Although state law governs our determination of the nature of damages sought, the procedural requirements for pleading damages are governed by the Federal Rules of Civil Procedure. See Hogan v. Wal–Mart Stores, Inc., 167 F.3d 781, 783 (2d Cir.1999) (observing that state substantive law applies in determining whether the elements of special damages are met, but that “[t]he form in which claims for special damages must be stated is a procedural question governed by Fed.R.Civ.P. 9(g)”); see also 5A Charles Alan Wright & Arthur R. Miller, Federal Practice & Procedure: Civil 3d § 1311, at 361–62 (2004). Federal Rule of Civil Procedure 9(g) requires that “special” damages, namely, those that are not the “ordinary result” of the conduct alleged, “shall be specifically stated.” Weyerhaeuser Co. v. Brantley, 510 F.3d 1256, 1266 (10th Cir.2007); see also Avitia v. Metro. Club of Chi., Inc., 49 F.3d 1219, 1226 (7th Cir.1995) (defining special damages as “damages that are unusual for the type of claim in question-that are not the natural damages associated with such a claim”). The primary purpose of Rule 9(g) is one of notice, both to “inform defending parties as to the nature of the damages claimed in order to avoid surprise; and to inform the court of the substance of the complaint.” Great Am. Indem. Co. v. Brown, 307 F.2d 306, 308 (5th Cir.1962). Our conclusion that the damages cited above were consequential in that they were “not ordinarily predictable,” R.K. Chevrolet, 480 S.E.2d at 481, compels the further conclusion that those damages were “unusual for the type of claim in question” and, therefore, were special damages subject to the heightened pleading requirement of Rule 9(g). Avitia, 49 F.3d at 1226.
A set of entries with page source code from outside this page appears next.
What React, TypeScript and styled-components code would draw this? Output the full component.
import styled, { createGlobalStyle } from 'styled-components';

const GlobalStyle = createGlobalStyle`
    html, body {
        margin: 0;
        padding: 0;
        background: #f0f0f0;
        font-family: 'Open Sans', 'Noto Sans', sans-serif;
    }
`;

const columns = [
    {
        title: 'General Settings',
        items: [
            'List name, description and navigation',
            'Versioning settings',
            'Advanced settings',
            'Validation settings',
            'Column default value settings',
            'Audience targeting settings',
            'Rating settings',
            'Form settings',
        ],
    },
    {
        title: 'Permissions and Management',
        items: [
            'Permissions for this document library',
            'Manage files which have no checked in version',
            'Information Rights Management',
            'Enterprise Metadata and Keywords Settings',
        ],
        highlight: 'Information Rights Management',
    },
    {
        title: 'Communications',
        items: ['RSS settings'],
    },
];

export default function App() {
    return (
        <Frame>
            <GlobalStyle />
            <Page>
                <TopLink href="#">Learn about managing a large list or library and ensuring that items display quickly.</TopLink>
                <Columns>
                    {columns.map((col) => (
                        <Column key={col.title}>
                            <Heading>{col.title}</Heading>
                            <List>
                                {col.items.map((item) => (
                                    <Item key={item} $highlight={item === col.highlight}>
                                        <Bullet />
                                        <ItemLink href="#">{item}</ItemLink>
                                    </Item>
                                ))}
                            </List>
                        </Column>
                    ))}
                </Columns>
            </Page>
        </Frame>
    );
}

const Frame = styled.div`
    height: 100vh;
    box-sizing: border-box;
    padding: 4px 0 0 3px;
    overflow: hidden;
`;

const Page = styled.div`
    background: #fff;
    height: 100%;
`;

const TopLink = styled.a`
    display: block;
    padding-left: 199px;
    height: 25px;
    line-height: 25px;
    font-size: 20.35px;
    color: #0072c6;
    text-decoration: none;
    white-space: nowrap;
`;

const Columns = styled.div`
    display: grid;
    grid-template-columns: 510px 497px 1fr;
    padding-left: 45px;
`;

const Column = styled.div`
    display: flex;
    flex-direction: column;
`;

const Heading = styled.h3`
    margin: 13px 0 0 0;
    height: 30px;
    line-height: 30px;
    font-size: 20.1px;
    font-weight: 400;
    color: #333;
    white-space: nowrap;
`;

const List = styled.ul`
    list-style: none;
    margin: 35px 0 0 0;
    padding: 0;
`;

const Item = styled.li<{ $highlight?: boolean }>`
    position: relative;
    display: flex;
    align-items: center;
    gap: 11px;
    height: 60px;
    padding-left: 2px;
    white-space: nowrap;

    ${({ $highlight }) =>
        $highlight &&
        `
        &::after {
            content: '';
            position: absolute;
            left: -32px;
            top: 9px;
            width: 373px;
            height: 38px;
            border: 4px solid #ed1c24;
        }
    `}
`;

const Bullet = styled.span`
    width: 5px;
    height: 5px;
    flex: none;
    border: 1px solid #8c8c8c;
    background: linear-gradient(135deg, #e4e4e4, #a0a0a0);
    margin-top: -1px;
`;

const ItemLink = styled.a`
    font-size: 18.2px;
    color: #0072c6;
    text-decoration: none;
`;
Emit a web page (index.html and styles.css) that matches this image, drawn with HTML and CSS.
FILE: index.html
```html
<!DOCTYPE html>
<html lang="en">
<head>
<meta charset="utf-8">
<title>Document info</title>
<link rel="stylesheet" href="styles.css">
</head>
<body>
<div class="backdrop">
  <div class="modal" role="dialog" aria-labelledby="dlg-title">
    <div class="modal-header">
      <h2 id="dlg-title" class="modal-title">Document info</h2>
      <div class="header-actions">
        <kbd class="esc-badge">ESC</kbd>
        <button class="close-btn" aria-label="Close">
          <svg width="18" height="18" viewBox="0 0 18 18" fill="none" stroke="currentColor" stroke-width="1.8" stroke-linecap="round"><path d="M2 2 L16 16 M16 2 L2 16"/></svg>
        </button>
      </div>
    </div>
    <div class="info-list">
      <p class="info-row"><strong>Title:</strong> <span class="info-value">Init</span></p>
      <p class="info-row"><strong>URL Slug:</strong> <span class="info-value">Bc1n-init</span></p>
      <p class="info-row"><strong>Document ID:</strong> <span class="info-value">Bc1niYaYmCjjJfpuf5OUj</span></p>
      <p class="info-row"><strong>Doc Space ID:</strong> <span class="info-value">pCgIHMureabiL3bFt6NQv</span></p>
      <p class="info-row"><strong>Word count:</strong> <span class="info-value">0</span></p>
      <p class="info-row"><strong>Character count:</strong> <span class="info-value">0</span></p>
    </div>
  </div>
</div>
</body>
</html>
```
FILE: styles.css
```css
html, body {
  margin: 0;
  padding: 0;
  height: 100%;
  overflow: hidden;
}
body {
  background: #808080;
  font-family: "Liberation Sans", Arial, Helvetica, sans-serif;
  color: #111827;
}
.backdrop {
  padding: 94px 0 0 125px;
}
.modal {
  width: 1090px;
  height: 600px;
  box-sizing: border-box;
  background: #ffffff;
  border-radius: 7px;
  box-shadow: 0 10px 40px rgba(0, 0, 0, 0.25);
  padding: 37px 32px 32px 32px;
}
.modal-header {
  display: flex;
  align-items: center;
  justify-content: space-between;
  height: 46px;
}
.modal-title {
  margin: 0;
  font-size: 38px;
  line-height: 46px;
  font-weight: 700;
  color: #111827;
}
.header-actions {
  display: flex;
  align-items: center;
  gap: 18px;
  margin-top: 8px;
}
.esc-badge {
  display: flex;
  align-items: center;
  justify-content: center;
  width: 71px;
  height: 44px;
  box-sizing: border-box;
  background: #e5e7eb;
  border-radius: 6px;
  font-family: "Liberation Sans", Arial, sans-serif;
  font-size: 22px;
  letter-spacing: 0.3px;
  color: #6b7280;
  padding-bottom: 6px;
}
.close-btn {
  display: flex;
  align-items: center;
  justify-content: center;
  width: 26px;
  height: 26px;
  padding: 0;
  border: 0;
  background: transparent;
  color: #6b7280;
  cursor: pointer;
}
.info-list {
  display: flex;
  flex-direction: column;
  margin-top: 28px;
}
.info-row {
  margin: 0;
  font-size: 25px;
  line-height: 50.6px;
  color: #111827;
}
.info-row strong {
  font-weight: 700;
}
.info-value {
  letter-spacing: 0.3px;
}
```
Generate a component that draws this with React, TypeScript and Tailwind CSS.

We agree with the district court that under these circumstances, Carnell's third amended complaint failed to plead special damages in connection with its breach of contract claims. In particular, we note the contrasting level of detail between the relief requested for the alleged breaches of contract and that requested for the alleged racial discrimination and retaliation. In each of the race discrimination and retaliation counts, Carnell specifically recited damages for, among other things, “harm to its name and reputation, the loss of integrity and good will, ․, the time and expense of defending Carnell's name and reputation, ․, and other compensatory damages to be proven at trial.” By contrast, Carnell's breach of contract count merely prayed for aggregate damages “in an amount to be proven at trial but not less than $419,575, plus interest.”
Carnell argues, nevertheless, that the breach of contract count in its third amended complaint incorporated certain paragraphs from the complaint's introductory section that sufficiently alleged Carnell's special damages. In the relevant sections, Carnell stated that it was damaged by the “[d]efendants' conduct,” by the costs relating to “investigating and defending [the defendants'] claims and causes of action,” and by “the harm to its name and reputation .” However, Carnell's declaration that it was injured failed to convey clearly that Carnell sought special damages with respect to those injuries as part of its contract claims. In particular, we credit the district court's statement at the damages hearing that “it is beyond dispute that notice for these sums, for these costs, for these expenditures, was not given.” Accordingly, we affirm the district court's judgment with respect to Carnell's failure to plead special damages on its claims that it was unjustly removed from the project.
In summary, we conclude that the district court correctly held that Carnell had standing to assert race discrimination claims against the Housing Authority, and that Blaine could not be held liable for the misconduct alleged in those claims. We further hold that the court's decision to allow defense counsel to use the McGuireWoods proposal to impeach Scales was reversible error. Therefore, with respect to Carnell's race discrimination and retaliation claims against the Housing Authority, we vacate the district court's judgment and remand the case for a new trial.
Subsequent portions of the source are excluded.